A new study from the University of California San Francisco (UCSF) shows that cells called astrocytes can independently promote longer or deeper sleep in mice. According to a press release from UCSF, the findings could open new avenues for exploring sleep disorder therapies and help scientists better understand brain diseases linked to sleep disturbances, like Alzheimer’s and other dementias, the authors say.
“This is the first example where someone did an acute and fast manipulation of astrocytes and showed that it was able to actually affect sleep,” said Trisha Vaidyanathan, the study’s first author and a neuroscience graduate student at UCSF. “That positions astrocytes as an active player in sleep. It’s really exciting.”
Comprising an estimated 25 percent to 30 percent of brain cells, astrocytes are a type of so-called glial cell that blanket the brain with countless bushy tendrils. This coverage allows each individual astrocyte to listen in on tens of thousands of synapses, the sites of communication between neurons.

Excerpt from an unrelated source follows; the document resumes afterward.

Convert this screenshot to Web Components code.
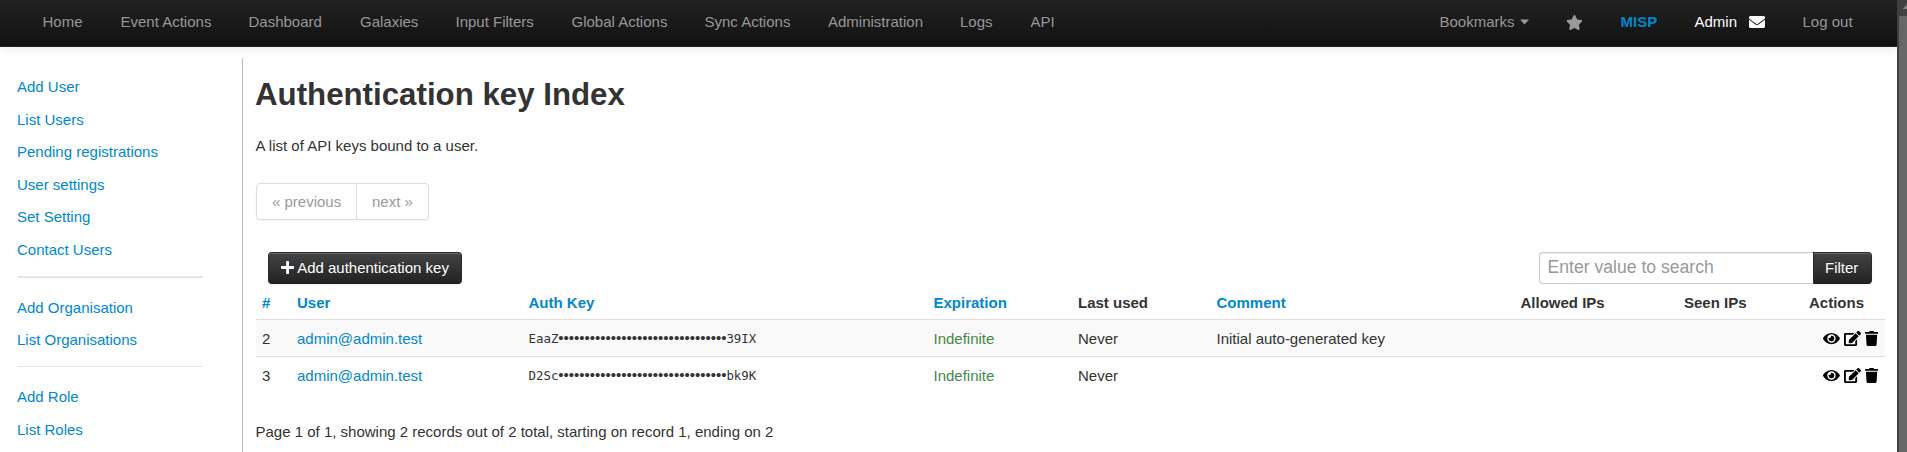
<!DOCTYPE html>
<html lang="en">
<head>
<meta charset="utf-8">
<title>Authentication key Index - MISP</title>
<style>
html,body{margin:0;height:100%;overflow:hidden;background:#fff}
body{font:15px/22px "Liberation Sans",Arial,sans-serif;color:#333}
</style>
</head>
<body>
<misp-app></misp-app>
<script>
const ICONS = {
  star: ['0 0 576 512','M259.3 17.8L194 150.2 47.900 171.500c-26.200 3.800-36.700 36.100-17.700 54.600l105.700 103-25 145.500c-4.500 26.300 23.200 46 46.400 33.700L288 439.600l130.700 68.700c23.200 12.200 50.900-7.400 46.400-33.700l-25-145.500 105.700-103c19-18.500 8.500-50.800-17.700-54.600L382 150.200 316.700 17.800c-11.700-23.600-45.600-23.900-57.400 0z'],
  envelope: ['0 0 512 512','M502.300 190.800c3.900-3.100 9.700-.2 9.700 4.700V400c0 26.500-21.500 48-48 48H48c-26.500 0-48-21.500-48-48V195.600c0-5 5.700-7.800 9.700-4.700 22.400 17.400 52.100 39.500 154.100 113.600 21.100 15.400 56.700 47.800 92.200 47.600 35.700.3 72-32.800 92.300-47.600 102-74.100 131.600-96.300 154-113.700zM256 320c23.200.4 56.600-29.200 73.400-41.400 132.700-96.300 142.800-104.700 173.400-128.700 5.800-4.500 9.200-11.500 9.200-18.900v-19c0-26.500-21.500-48-48-48H48c-26.500 0-48 21.500-48 48v19c0 7.400 3.400 14.300 9.200 18.900 30.600 23.900 40.700 32.400 173.400 128.700 16.800 12.200 50.200 41.800 73.400 41.400z'],
  plus: ['0 0 448 512','M416 208H272V64c0-17.670-14.330-32-32-32h-32c-17.670 0-32 14.330-32 32v144H32c-17.670 0-32 14.330-32 32v32c0 17.670 14.330 32 32 32h144v144c0 17.670 14.330 32 32 32h32c17.670 0 32-14.330 32-32V304h144c17.670 0 32-14.330 32-32v-32c0-17.670-14.330-32-32-32z'],
  eye: ['0 0 576 512','M572.520 241.400C518.290 135.590 410.930 64 288 64S57.680 135.640 3.480 241.410a32.350 32.350 0 0 0 0 29.190C57.710 376.410 165.070 448 288 448s230.320-71.640 284.520-177.410a32.350 32.350 0 0 0 0-29.190zM288 400a144 144 0 1 1 144-144 143.930 143.930 0 0 1-144 144zm0-240a95.310 95.310 0 0 0-25.310 3.790 47.850 47.850 0 0 1-66.900 66.900A95.780 95.780 0 1 0 288 160z'],
  edit: ['0 0 576 512','M402.600 83.200l90.200 90.200c3.800 3.800 3.800 10 0 13.800L274.400 405.600l-92.800 10.300c-12.400 1.400-22.900-9.100-21.500-21.500l10.300-92.800L388.800 83.200c3.800-3.800 10-3.800 13.800 0zm162-22.900l-48.800-48.800c-15.200-15.200-39.900-15.200-55.200 0l-35.400 35.400c-3.800 3.800-3.800 10 0 13.800l90.200 90.200c3.800 3.800 10 3.800 13.800 0l35.400-35.400c15.200-15.300 15.200-40 0-55.200zM384 346.200V448H64V128h229.800c3.200 0 6.200-1.300 8.500-3.500l40-40c7.600-7.600 2.200-20.500-8.500-20.500H48C21.500 64 0 85.500 0 112v352c0 26.500 21.500 48 48 48h352c26.500 0 48-21.500 48-48V306.200c0-10.700-12.900-16-20.500-8.500l-40 40c-2.200 2.300-3.500 5.300-3.500 8.500z'],
  trash: ['0 0 448 512','M432 32H312l-9.400-18.700A24 24 0 0 0 281.100 0H166.800a23.720 23.720 0 0 0-21.400 13.300L136 32H16A16 16 0 0 0 0 48v32a16 16 0 0 0 16 16h416a16 16 0 0 0 16-16V48a16 16 0 0 0-16-16zM53.200 467a48 48 0 0 0 47.900 45h245.800a48 48 0 0 0 47.900-45L416 128H32z']
};
function define(name, html, setup) {
  customElements.define(name, class extends HTMLElement {
    constructor() {
      super();
      const t = document.createElement('template');
      t.innerHTML = html;
      this.attachShadow({mode: 'open'}).appendChild(t.content.cloneNode(true));
    }
    connectedCallback() { if (setup) setup(this, this.shadowRoot); }
  });
}
define('fa-icon', `<style>:host{display:inline-flex;flex:none}svg{display:block;fill:currentColor}</style><svg><path/></svg>`, (el, root) => {
  const [box, d] = ICONS[el.getAttribute('name')];
  const svg = root.querySelector('svg');
  const [, , w, h] = box.split(' ').map(Number);
  const size = Number(el.getAttribute('size') || 15);
  svg.setAttribute('viewBox', box);
  svg.setAttribute('width', size * w / h);
  svg.setAttribute('height', size);
  root.querySelector('path').setAttribute('d', d);
});
define('nav-item', `<style>:host{display:block;flex:none;color:#999;white-space:nowrap;width:var(--w,auto)}a{display:flex;align-items:center;height:22px}</style><a><slot></slot></a>`);
define('top-bar', `<style>
:host{display:flex;box-sizing:border-box;height:47px;padding:11px 0 0 42.500px;background:linear-gradient(#222,#111);border-bottom:1px solid #252525;box-shadow:0 1px 10px rgba(0,0,0,.1);position:relative}
nav-item{text-shadow:0 -1px 0 rgba(0,0,0,.25)}
.right{display:flex;margin-left:auto}
.caret{display:block;margin:0 0 0 5px;fill:#999}
b{color:#08c}.admin{color:#fff}
</style>
<nav-item style="--w:78px">Home</nav-item><nav-item style="--w:128px">Event Actions</nav-item><nav-item style="--w:111.500px">Dashboard</nav-item><nav-item style="--w:95.500px">Galaxies</nav-item><nav-item style="--w:116px">Input Filters</nav-item><nav-item style="--w:133px">Global Actions</nav-item><nav-item style="--w:123.500px">Sync Actions</nav-item><nav-item style="--w:132px">Administration</nav-item><nav-item style="--w:70.500px">Logs</nav-item><nav-item>API</nav-item>
<div class="right"><nav-item style="--w:126px">Bookmarks<svg class="caret" width="9" height="6"><path d="M0 .5h9L4.500 5.500z"/></svg></nav-item><nav-item style="--w:55px"><fa-icon name="star"></fa-icon></nav-item><nav-item style="--w:74px"><b>MISP</b></nav-item><nav-item class="admin" style="--w:54px">Admin</nav-item><nav-item class="admin" style="--w:54px"><fa-icon name="envelope" size="16"></fa-icon></nav-item><nav-item style="--w:94.500px">Log out</nav-item></div>`);
define('side-menu', `<style>
:host{display:block;box-sizing:border-box;width:243px;margin-top:11px;padding:13.100px 39px 0 17px;border-right:1px solid #bbb}
::slotted(a){display:block;height:32.500px;line-height:32.500px;color:#08c}
::slotted(hr){border:0;border-top:1px solid #e5e5e5;margin:9.500px 0 14px 1px;height:0}
::slotted(hr.thick){border-top-width:2px;margin:10px 0 13.500px 1px}
</style><slot></slot>`);
define('page-links', `<style>:host{display:flex;width:max-content;border:1px solid #ddd;border-radius:4px;box-shadow:0 1px 2px rgba(0,0,0,.05);color:#999}
span{box-sizing:border-box;height:35px;line-height:35px;padding-left:15px;width:99px}span+span{border-left:1px solid #ddd;width:72px}</style><span>« previous</span><span>next »</span>`);
define('inverse-button', `<style>:host{display:flex;box-sizing:border-box;height:32px;align-items:center;color:#fff;background:linear-gradient(#444,#222);border:1px solid #2a2a2a;border-bottom-color:#1a1a1a;border-radius:var(--r,4px);box-shadow:inset 0 1px 0 rgba(255,255,255,.2),0 1px 2px rgba(0,0,0,.05);text-shadow:0 -1px 0 rgba(0,0,0,.25);padding:0 var(--p,12px) 1px;white-space:nowrap;gap:3px}</style><slot></slot>`);
define('filter-box', `<style>:host{display:flex}
input{box-sizing:border-box;width:274px;height:32px;margin:0;border:1px solid #ccc;border-right:0;border-radius:4px 0 0 4px;padding:0 0 2px 7.500px;font:17.600px "Liberation Sans",Arial,sans-serif;box-shadow:inset 0 1px 1px rgba(0,0,0,.075)}
input::placeholder{color:#999;opacity:1}inverse-button{--r:0 4px 4px 0;--p:11px;width:59px}</style><input placeholder="Enter value to search"><inverse-button>Filter</inverse-button>`);
define('key-code', `<style>:host{display:block;font:12.400px/22px "DejaVu Sans Mono",monospace;white-space:nowrap}i{font:15px/1 "Liberation Sans",Arial,sans-serif;font-style:normal}</style><slot name="a"></slot><i></i><slot name="b"></slot>`, (el, root) => { root.querySelector('i').textContent = '•'.repeat(32); });
define('row-actions', `<style>:host{display:flex;justify-content:flex-end;align-items:center;gap:4px;height:20px;color:#000}</style><fa-icon name="eye"></fa-icon><fa-icon name="edit"></fa-icon><fa-icon name="trash"></fa-icon>`);
define('key-table', `<style>
:host{display:block}
.row{display:grid;grid-template-columns:35px 231.500px 405px 144.500px 138.500px 304px 163.500px 125px 1fr;box-sizing:border-box;height:37px;padding:8px 6px 0;border-top:1px solid #ddd}
.head{height:35px;border:0;font-weight:bold;padding-top:8px}.odd{background:#f9f9f9}
.l{color:#08c}.g{color:#468847}row-actions{margin:0 1px 0 -6px}
</style>
<div class="row head"><span class="l">#</span><span class="l">User</span><span class="l">Auth Key</span><span class="l">Expiration</span><span>Last used</span><span class="l">Comment</span><span>Allowed IPs</span><span>Seen IPs</span><span>Actions</span></div>
<div class="row odd"><span>2</span><span class="l">admin@admin.test</span><key-code><span slot="a">EaaZ</span><span slot="b">39IX</span></key-code><span class="g">Indefinite</span><span>Never</span><span>Initial auto-generated key</span><span></span><span></span><row-actions></row-actions></div>
<div class="row"><span>3</span><span class="l">admin@admin.test</span><key-code><span slot="a">D2Sc</span><span slot="b">bk9K</span></key-code><span class="g">Indefinite</span><span>Never</span><span></span><span></span><span></span><row-actions></row-actions></div>`);
define('scroll-bar', `<style>:host{display:flex;flex-direction:column;box-sizing:border-box;width:10px;background:#424242;padding-left:2px;overflow:hidden}
svg{display:block;flex:none}.thumb{flex:1;background:#686868}</style><svg width="8" height="16"><path d="M3.500 9L8 4.500V9z" fill="#868686"/></svg><div class="thumb"></div>`);
define('misp-app', `<style>
:host{display:flex;height:452px}
.page{flex:1;min-width:0;display:flex;flex-direction:column}
.body{display:flex;flex:1;min-height:0}
main{flex:1;padding:0 12px 0 13px;min-width:0}
h2{font-size:31.250px;line-height:44px;margin:26px 0 0 -1px}
p{margin:0}.intro{margin:18px 0 26px -.5px}
.tools{display:flex;justify-content:space-between;margin:32px 13px 0 12px}
.count{margin:28px 0 0 -.5px}
</style>
<div class="page"><top-bar></top-bar>
<div class="body"><side-menu><a>Add User</a><a>List Users</a><a>Pending registrations</a><a>User settings</a><a>Set Setting</a><a>Contact Users</a><hr class="thick"><a>Add Organisation</a><a>List Organisations</a><hr><a>Add Role</a><a>List Roles</a></side-menu>
<main><h2>Authentication key Index</h2><p class="intro">A list of API keys bound to a user.</p><page-links></page-links>
<div class="tools"><inverse-button><fa-icon name="plus"></fa-icon>Add authentication key</inverse-button><filter-box></filter-box></div>
<key-table></key-table><p class="count">Page 1 of 1, showing 2 records out of 2 total, starting on record 1, ending on 2</p></main></div></div>
<scroll-bar></scroll-bar>`);
</script>
</body>
</html>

UCSF’s Lindzi Wessel writes: “The plentiful cells connect to each other through specialized channels, which researchers think may allow astrocytes located across the brain to function as one unified network. The hyperconnected and ubiquitous astrocytes might be able to drive synchronized signaling in neurons, as suggested by the new study, published March 17, 2021, in eLife.”
“This could give us new insights not only into sleep but into diseases in which sleep dysregulation is a symptom,” said study senior author Kira Poskanzer, PhD, an assistant professor in the UCSF Department of Biochemistry and Biophysics. “Maybe some diseases are affecting astrocytes in a way we hadn’t thought about before.”